What are the most significant implications of these dynamics for international development, as currently articulated in the most up-to-date literature?
The following summary is taken from the Key Findings of the 2015 Revision of the UN Population Division’s World Population Prospects (United Nations Department of Economic and Social Affairs Population Division, 2015) and is purely to provide an overview of future population change. The global development challenges of future population change are broad and a comprehensive review is beyond the scope of this pilot learning journey. This report instead focusses on the areas highlighted by DFID at this stage of the journey with the addition of addressing the fertility challenge.
In July 2015, the world population reached 7.3 billion people. This is an increase of one billion since 2003 and two billion since 1990. The world population continues to grow though more slowly than in the past. Ten years ago, world population was growing by 1.24 percent per year. In 2015, it is growing by 1.18 percent per year. 50.4 percent of the world was male and 49.6 percent was female. The median age of the global population was 29.6 years. Twenty-six percent were under the age 15, 62 percent 15-59 years and 12 percent 60 years or over. Sixty per cent of the global population lives in Asia (4.4 billion), 16 per cent in Africa (1.2 billion), 10 per cent in Europe (738 million), 9 per cent in Latin America and the Caribbean (634 million), and the remaining 5 per cent in Northern America (358 million) and Oceania (39 million) (Figure 1). China (1.4 billion) and India (1.3 billion) remain the two largest countries of the world, both with more than 1 billion people, representing 19 and 18 percent of the world’s population, respectively.
Africa is the fastest-growing major area with more than half of global population growth between 2015 and 2050 expected to occur here (1.3 billion additional people).
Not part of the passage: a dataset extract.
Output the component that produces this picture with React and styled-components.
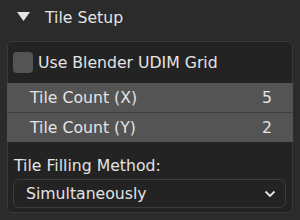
import React from "react"
import styled, { createGlobalStyle } from "styled-components"

const GlobalStyle = createGlobalStyle`
  html, body {
    margin: 0;
    padding: 0;
    background: #2b2b2b;
  }
  body {
    font-family: "DejaVu Sans", "Liberation Sans", sans-serif;
    color: #e4e4e4;
    font-size: 15.7px;
  }
`

const Wrap = styled.div`
  width: 300px;
  height: 220px;
  box-sizing: border-box;
  padding: 0 7px;
  display: flex;
  flex-direction: column;
`

const Header = styled.div`
  height: 41px;
  display: flex;
  align-items: center;
  padding: 0 0 7px 10px;
  box-sizing: border-box;
`

const Arrow = styled.svg`
  width: 13px;
  height: 10px;
  margin-right: 15px;
`

const Panel = styled.div`
  border: 1px solid #393939;
  border-radius: 5px;
  background: #232323;
  height: 172px;
  box-sizing: border-box;
  display: flex;
  flex-direction: column;
`

const CheckRow = styled.div`
  display: flex;
  align-items: center;
  height: 41px;
  padding-left: 5px;
`

const Box = styled.div`
  width: 20px;
  height: 21px;
  border-radius: 4px;
  background: #545454;
  margin-right: 5px;
`

const Field = styled.div`
  display: flex;
  align-items: center;
  justify-content: space-between;
  height: ${(p) => (p.divided ? "30px" : "29px")};
  margin: 0 -1px;
  padding: 0 21px 0 23px;
  background: #545454;
  border-top: ${(p) => (p.divided ? "1px solid #3e3e3e" : "none")};
  box-sizing: border-box;
`

const Label = styled.div`
  padding: 14px 0 0 6px;
  height: 37px;
  box-sizing: border-box;
`

const Select = styled.div`
  margin: 0 6px 0 5px;
  height: 29px;
  border: 1px solid #3c3c3c;
  border-radius: 6px;
  display: flex;
  align-items: center;
  justify-content: space-between;
  padding: 0 9px 0 12px;
  box-sizing: border-box;
`

export default function App() {
  return (
    <>
      <GlobalStyle />
      <Wrap>
        <Header>
          <Arrow viewBox="0 0 13 10">
            <polygon points="0,0 13,0 6.5,9" fill="#e4e4e4" />
          </Arrow>
          Tile Setup
        </Header>
        <Panel>
          <CheckRow>
            <Box />
            Use Blender UDIM Grid
          </CheckRow>
          <Field>
            <span>Tile Count (X)</span>
            <span>5</span>
          </Field>
          <Field divided>
            <span>Tile Count (Y)</span>
            <span>2</span>
          </Field>
          <Label>Tile Filling Method:</Label>
          <Select>
            <span>Simultaneously</span>
            <svg width="12" height="8" viewBox="0 0 12 8">
              <polyline
                points="1.5,1.5 6,6 10.5,1.5"
                fill="none"
                stroke="#e4e4e4"
                strokeWidth="1.8"
              />
            </svg>
          </Select>
        </Panel>
      </Wrap>
    </>
  )
}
Between 2015 and 2050, the populations of 28 African countries are projected to more than double. By 2050, Africa’s share of the global population is expected to increase to 25 percent and will be the only major area still experiencing substantial population growth. Asia is projected to be the second largest contributor to future global population growth, adding 0.9 billon people between 2015 and 2050. The medium variant projection assumes that fertility will fall from 4.7 children per women in 2010- 2015 to 3.1 in 2045-2050. Population growth remains especially high in the group of 48 countries designated as the least developed countries, of which 27 are in Africa. Amongst the ten largest countries in the world, Nigeria’s population (currently the seventh largest in the world) is growing the most rapidly. By 2050, Nigeria is expected to become the third largest country in the world.